**What is expected**
How many of the lines below hold the word "components"? Answer only with the number.

· · ·

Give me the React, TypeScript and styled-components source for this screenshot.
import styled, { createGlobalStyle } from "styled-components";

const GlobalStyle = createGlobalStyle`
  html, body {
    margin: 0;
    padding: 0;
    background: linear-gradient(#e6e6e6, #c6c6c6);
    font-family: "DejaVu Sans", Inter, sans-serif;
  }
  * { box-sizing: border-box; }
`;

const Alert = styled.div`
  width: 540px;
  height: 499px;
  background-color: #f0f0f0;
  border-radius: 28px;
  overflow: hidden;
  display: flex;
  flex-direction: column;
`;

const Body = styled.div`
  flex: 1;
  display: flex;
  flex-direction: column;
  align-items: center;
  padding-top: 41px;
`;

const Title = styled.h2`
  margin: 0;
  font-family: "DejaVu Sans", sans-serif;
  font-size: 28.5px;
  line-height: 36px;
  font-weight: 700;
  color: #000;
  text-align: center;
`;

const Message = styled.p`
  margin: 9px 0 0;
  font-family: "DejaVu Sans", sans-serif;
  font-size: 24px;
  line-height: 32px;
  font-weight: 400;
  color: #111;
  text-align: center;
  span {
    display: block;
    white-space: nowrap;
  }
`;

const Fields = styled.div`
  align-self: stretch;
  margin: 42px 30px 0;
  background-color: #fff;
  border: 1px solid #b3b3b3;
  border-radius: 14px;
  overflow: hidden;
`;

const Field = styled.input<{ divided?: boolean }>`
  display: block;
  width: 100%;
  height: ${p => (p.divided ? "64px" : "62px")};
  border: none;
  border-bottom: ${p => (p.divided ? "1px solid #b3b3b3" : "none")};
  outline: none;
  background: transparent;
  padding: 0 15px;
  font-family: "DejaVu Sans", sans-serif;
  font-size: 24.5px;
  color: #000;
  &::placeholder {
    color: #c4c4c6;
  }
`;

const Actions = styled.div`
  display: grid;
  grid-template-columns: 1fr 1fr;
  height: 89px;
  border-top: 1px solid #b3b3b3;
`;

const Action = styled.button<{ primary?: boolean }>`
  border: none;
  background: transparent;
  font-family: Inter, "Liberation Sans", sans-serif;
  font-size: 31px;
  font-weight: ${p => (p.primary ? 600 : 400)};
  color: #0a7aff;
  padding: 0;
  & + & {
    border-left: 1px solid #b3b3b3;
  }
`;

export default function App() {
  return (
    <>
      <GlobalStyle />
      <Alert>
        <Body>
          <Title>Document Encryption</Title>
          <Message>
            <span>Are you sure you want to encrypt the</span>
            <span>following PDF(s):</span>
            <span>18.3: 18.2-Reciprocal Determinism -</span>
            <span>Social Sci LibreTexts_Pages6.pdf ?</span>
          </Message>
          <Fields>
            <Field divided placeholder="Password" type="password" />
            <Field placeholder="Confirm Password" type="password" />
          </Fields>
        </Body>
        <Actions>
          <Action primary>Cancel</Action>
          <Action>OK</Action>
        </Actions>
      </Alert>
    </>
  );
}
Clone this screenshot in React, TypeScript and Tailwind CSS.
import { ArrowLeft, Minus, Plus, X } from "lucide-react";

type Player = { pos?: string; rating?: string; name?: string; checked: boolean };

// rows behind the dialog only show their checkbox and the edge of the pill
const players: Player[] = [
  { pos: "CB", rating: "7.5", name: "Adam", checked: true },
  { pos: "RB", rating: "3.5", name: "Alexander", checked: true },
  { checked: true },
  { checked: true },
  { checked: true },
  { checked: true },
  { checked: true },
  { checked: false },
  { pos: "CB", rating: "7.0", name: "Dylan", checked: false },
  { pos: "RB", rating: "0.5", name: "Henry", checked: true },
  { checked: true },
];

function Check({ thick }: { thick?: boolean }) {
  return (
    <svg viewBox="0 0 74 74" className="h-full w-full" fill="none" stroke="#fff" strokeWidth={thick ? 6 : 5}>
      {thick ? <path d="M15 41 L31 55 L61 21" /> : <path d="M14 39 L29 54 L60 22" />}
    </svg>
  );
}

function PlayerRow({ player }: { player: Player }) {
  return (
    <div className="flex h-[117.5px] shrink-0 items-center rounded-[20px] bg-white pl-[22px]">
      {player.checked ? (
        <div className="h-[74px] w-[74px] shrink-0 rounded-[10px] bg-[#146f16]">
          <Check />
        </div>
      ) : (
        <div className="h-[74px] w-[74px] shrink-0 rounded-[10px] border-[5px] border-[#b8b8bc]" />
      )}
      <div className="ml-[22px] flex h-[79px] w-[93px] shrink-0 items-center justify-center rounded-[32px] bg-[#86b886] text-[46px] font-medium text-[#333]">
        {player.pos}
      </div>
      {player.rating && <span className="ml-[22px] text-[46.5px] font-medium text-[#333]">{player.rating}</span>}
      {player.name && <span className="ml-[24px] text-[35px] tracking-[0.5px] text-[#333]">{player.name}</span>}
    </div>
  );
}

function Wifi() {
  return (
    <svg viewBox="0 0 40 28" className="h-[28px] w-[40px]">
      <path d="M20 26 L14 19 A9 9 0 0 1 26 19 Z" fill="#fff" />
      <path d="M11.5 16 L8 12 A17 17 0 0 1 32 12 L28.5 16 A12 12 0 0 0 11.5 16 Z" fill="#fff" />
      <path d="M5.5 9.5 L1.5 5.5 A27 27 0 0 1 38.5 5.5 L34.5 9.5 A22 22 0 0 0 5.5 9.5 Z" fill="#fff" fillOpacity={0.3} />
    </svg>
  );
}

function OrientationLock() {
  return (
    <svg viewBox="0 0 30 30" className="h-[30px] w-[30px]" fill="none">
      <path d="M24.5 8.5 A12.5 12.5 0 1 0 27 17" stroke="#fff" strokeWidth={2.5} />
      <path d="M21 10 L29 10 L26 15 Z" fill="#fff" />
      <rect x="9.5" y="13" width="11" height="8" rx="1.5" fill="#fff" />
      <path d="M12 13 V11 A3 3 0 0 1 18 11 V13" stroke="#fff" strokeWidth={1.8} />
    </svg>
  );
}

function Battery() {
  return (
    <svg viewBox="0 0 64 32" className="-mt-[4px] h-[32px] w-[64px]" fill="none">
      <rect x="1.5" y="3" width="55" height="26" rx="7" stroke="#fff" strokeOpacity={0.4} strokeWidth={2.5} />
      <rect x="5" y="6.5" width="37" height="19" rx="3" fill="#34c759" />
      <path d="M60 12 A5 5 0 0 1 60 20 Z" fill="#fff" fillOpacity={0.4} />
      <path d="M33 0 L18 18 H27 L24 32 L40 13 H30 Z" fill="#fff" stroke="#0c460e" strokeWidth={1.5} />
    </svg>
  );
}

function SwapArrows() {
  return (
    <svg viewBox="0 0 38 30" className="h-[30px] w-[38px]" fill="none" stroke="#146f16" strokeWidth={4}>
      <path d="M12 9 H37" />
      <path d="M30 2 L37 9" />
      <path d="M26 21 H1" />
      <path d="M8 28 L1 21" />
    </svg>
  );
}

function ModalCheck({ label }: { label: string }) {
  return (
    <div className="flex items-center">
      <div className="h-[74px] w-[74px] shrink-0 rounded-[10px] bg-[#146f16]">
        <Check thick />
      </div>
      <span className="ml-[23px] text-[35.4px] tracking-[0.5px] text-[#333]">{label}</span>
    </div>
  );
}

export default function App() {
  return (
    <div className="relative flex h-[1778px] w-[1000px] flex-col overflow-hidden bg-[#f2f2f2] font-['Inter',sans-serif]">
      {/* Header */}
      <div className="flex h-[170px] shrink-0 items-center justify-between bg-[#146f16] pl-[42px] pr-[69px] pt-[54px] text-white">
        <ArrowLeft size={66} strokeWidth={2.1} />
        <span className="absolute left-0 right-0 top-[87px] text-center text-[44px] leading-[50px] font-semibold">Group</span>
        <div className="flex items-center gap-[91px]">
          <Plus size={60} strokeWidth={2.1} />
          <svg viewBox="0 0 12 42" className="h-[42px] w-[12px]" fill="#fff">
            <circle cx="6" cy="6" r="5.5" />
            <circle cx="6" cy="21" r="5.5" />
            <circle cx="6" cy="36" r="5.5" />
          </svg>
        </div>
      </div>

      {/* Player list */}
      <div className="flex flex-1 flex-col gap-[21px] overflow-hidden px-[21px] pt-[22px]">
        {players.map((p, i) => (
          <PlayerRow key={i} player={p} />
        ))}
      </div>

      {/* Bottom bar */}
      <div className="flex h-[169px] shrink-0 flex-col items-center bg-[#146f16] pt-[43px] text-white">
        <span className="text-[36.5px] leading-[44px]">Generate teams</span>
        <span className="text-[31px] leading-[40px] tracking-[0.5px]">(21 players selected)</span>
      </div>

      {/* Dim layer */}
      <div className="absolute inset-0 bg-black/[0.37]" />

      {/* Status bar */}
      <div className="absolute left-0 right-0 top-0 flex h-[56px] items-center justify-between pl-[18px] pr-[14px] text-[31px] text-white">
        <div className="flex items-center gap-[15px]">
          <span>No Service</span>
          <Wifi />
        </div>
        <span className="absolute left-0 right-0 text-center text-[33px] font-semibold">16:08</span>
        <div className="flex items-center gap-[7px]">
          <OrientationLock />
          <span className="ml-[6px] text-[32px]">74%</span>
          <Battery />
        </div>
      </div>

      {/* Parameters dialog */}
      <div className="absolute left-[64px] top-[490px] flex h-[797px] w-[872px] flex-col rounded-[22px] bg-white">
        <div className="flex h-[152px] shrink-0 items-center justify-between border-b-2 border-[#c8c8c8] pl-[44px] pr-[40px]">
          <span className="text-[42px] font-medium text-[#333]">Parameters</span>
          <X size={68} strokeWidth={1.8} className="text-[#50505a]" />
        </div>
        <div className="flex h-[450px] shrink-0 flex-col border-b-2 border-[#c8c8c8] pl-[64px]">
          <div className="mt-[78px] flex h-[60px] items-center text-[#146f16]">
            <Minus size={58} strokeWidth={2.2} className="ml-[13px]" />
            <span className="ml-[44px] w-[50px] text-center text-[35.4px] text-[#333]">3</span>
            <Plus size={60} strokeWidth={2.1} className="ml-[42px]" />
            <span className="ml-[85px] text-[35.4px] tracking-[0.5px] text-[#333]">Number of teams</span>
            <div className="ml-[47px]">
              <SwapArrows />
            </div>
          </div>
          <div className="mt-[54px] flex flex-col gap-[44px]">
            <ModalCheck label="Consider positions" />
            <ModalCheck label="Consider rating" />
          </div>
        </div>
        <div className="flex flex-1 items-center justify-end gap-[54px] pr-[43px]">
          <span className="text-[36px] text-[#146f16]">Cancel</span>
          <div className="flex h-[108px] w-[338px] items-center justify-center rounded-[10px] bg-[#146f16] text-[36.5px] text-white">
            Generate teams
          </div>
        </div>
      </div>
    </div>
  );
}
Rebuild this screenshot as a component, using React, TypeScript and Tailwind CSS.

· · ·

**Solution to this exercise**
2